In view of BHP Billiton, the spinoff of South32 would be a second chance for the world’s top miner to withstand the volatile conditions in the commodity market and they considered it to be a more viable and attractive option than the sale of assets. This is a part of BHP’s strategy not only to cut cost but also to simplify its business which has been struggling with falling commodity prices that is affecting mining and energy conglomerates around the world.
According to Mackenzie, the large diversified conglomerates that earned profits during the bullish years in the commodity market are no more profitable in the current market situation where commodity prices are low. So the time calls for smaller companies that are productive and self-sufficient.
BHP considers it to be a prudent decision in the face of the volatile market and accordingly has done its best to give the new company an opportunity to realize their potential by designing a balance sheet that protects the value of South32 shares from day one. BHP had a clear cut strategy of making two companies, one with huge assets with long term goals and the other with shorter-lived assets, processing plants and challenges in South Africa.
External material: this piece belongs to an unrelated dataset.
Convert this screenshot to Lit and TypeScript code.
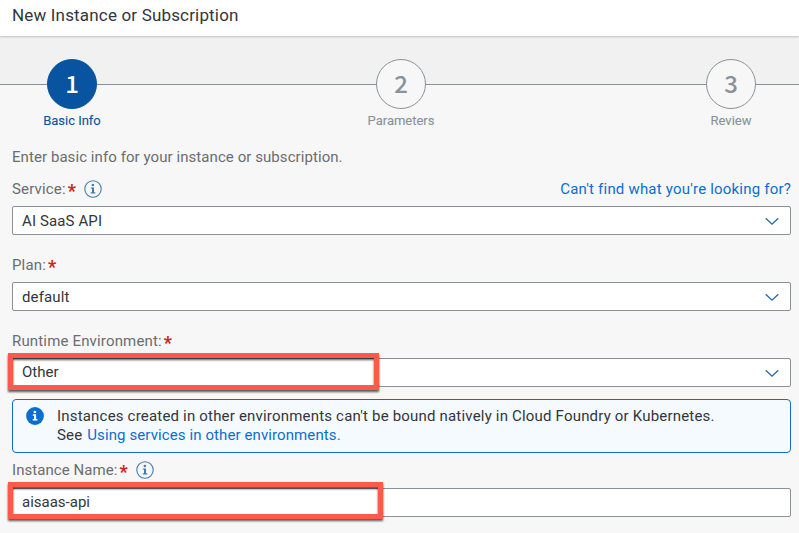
import { LitElement, html, css, svg } from "lit";

const infoOutline = html`<svg class="info" viewBox="0 0 18 18" width="18" height="18">
  ${svg`<circle cx="9" cy="9" r="8.2" fill="none" stroke="#427cac" stroke-width="1.1"/>
  <circle cx="8.9" cy="5.1" r="1.25" fill="#427cac"/>
  <path d="M6.8 7.4h3.2v4.8h1.3v1.2H6.7v-1.2h1.3V8.6H6.8z" fill="#427cac"/>`}
</svg>`;

const infoSolid = html`<svg class="solid" viewBox="0 0 18 18" width="18" height="18">
  ${svg`<circle cx="9" cy="9" r="8.9" fill="#0a6ed1"/>
  <circle cx="8.9" cy="5" r="1.35" fill="#fff"/>
  <path d="M6.8 7.3h3.3v4.8h1.3v1.4H6.7v-1.4H8V8.7H6.8z" fill="#fff"/>`}
</svg>`;

class WizardSteps extends LitElement {
  static styles = css`
    :host { display: grid; grid-template-columns: 329px 330px 1fr; height: 96px; padding-left: 7px; padding-top: 23px;
      box-sizing: border-box; background: linear-gradient(#f1f1f1 48px, #8b8f9b 48px, #8b8f9b 49px, #f7f7f7 49px); }
    .step { width: 130px; display: flex; flex-direction: column; align-items: center; color: #89919a; }
    .num { box-sizing: border-box; width: 50px; height: 50px; border-radius: 50%; border: 1px solid #89919a; background: #f7f7f7;
      display: flex; align-items: center; justify-content: center; font: 500 24px/46px "Noto Sans CJK SC", sans-serif; padding-bottom: 2px; }
    .cap { font-size: 13px; line-height: 16px; margin-top: 4px; white-space: nowrap; letter-spacing: -.02px; -webkit-text-stroke: .1px; }
    .on { color: #0854a0; }
    .on .num { background: #0854a0; border-color: #0854a0; color: #fff; }
  `;
  render() {
    return ["Basic Info", "Parameters", "Review"].map((s, i) => html`
      <div class="step ${i === 0 ? "on" : ""}"><div class="num">${i + 1}</div><div class="cap">${s}</div></div>`);
  }
}
customElements.define("wizard-steps", WizardSteps);

class AppRoot extends LitElement {
  static styles = css`
    :host { display: block; height: 533px; overflow: hidden; background: #f7f7f7; font: 15px/20px Roboto, sans-serif; color: #32363a; }
    header { height: 36px; box-sizing: border-box; padding: 5px 12px 0; background: #fff; font-size: 17px; line-height: 20px;
      letter-spacing: .17px; box-shadow: 0 1px 2px rgba(0,0,0,.2); position: relative; }
    main { padding: 15px 8px 0 12px; }
    .intro { color: #6a6d70; height: 20px; letter-spacing: .07px; }
    .label { display: flex; align-items: center; height: 20px; color: #6a6d70; letter-spacing: .16px; white-space: nowrap; }
    .star { color: #d02020; font-weight: 700; font-size: 18px; line-height: 20px; margin-left: 2px; height: 17px; letter-spacing: 0; }
    .info { margin-left: 8px; }
    .link { color: #0a6ed1; letter-spacing: .2px; }
    .strip .link { letter-spacing: .1px; margin-left: 1px; }
    .label .link { margin-left: auto; }
    .field { position: relative; box-sizing: border-box; height: 29px; border: 1px solid #89919a; border-radius: 2px; background: #fff;
      display: flex; align-items: center; justify-content: space-between; padding: 0 10px 0 9px; letter-spacing: .12px; }
    .value { padding-bottom: 0; }
    .value.up { padding-bottom: 2px; letter-spacing: 0; }
    .first { margin-top: 12px; margin-bottom: 7px; }
    .gap { margin-top: 20px; margin-bottom: 7px; }
    .mark { position: absolute; box-sizing: border-box; left: -5px; top: -6px; height: 37px; border: 5px solid #fe5a4c;
      filter: drop-shadow(0 2px 1px rgba(0,0,0,.65)); }
    .env { width: 371px; }
    .name { width: 375px; top: -7px; }
    .strip { box-sizing: border-box; height: 54px; margin-top: 12px; border: 1px solid #0a6ed1; border-radius: 4px; background: #f5faff;
      display: flex; padding: 7px 0 0 13px; line-height: 19px; letter-spacing: .19px; }
    .solid { margin-right: 13px; }
    .last { margin-top: 7px; margin-bottom: 8px; letter-spacing: .06px; }
  `;
  label(text: string, cls: string, info = false, extra: unknown = "") {
    return html`<div class="label ${cls}">${text}<span class="star">*</span>${info ? infoOutline : ""}${extra}</div>`;
  }
  field(value: string, arrow: boolean, mark = "") {
    return html`<div class="field"><span class="value ${mark ? "up" : ""}">${value}</span>
      ${arrow ? html`<svg width="16" height="16" viewBox="0 0 16 16"><path d="M1.7 5.2 8 11.2 14.3 5.2" fill="none" stroke="#1f64ac" stroke-width="1.2"/></svg>` : ""}
      ${mark ? html`<div class="mark ${mark}"></div>` : ""}</div>`;
  }
  render() {
    return html`
      <header>New Instance or Subscription</header>
      <wizard-steps></wizard-steps>
      <main>
        <div class="intro">Enter basic info for your instance or subscription.</div>
        ${this.label("Service:", "first", true, html`<span class="link">Can't find what you're looking for?</span>`)}
        ${this.field("AI SaaS API", true)}
        ${this.label("Plan:", "gap")}
        ${this.field("default", true)}
        ${this.label("Runtime Environment:", "gap")}
        ${this.field("Other", true, "env")}
        <div class="strip">${infoSolid}<div>Instances created in other environments can't be bound natively in Cloud Foundry or Kubernetes.<br>See <span class="link">Using services in other environments.</span></div></div>
        ${this.label("Instance Name:", "last", true)}
        ${this.field("aisaas-api", false, "name")}
      </main>`;
  }
}
customElements.define("app-root", AppRoot);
In their view, the simpler asset allocation would allow BHP to speed up its cost cutting measures and help to beat the target of US$4 billion in savings by June 2017.
BHP has transferred just US$ 674 million in net debt to South32 in order to help the new company sail through the tough market conditions and be able to pay a dividend to its shareholders. Along with it, the demerged company will have about US$ 2.9 billion of balance sheet liabilities, in line with BHP’s promise to ensure that the new company begins its life with a manageable debt.
As far as the benefits of the shareholders are concerned, they can now make their own investment decisions regarding either or both of BHP Billiton and South32. Both the companies will have independent boards of directors and management teams to focus solely on their respective businesses, and choose strategies and business processes that suited their operations.
Newly elected South32 CEO Graham Kerr said the company would consider Mergers and Acquisitions of any commodity, other than gold, where South32 could add value. He also played down the prospect of investment in any new coal assets at present. The new company would aim to focus on completing projects in its aluminium, manganese, silver and coal businesses before making any new investments despite having a strong balance sheet and sufficient assets for sale. He added that if necessary, the company would consider output cut to boost commodity prices rather than producing in full capacity like its parent company.
South32 plans to pay out at least 40 percent of its underlying earnings to its shareholders in half-yearly dividends. The dividend policy makes it clear that dividends from South32 will fluctuate with the rise and fall of profits, rather than rising progressively irrespective of profits. BHP reiterated that it would not rebase its own dividend to accommodate dividend to the shareholders who hold shares in both the companies. It is worth noting that South32 assets contributed net profit after tax of US$738 million from July to Dec. 2014, which was more than 50 percent higher than analysts’ forecasts for the full year till June 2015.
On the flip side, the demerger will cause some cost burden on BHP. The total pre-tax costs of US$738 million are expected to be incurred in the implementation process including costs incurred till date. Like all other companies, the share prices of BHP Billiton and South32 may be affected by a range of factors, including market sentiment, commodity prices and foreign exchange rates which are beyond the control of BHP. Along with that, there is a possibility that both the companies may fail to realize anticipated benefits of the demerger due to circumstantial causes.
South32, undoubtedly is facing the fear of earnings slide due to the dwindling commodity prices and the falling share prices. However, analysts are of the view that it is too early to come to a conclusion about its future. The demerger will naturally take time to shape up in the intended manner and many other expected benefits of the demerger may take years to show up tangibly. The long ignored assets need more attention and time to give the desired result and it is just the beginning of the journey.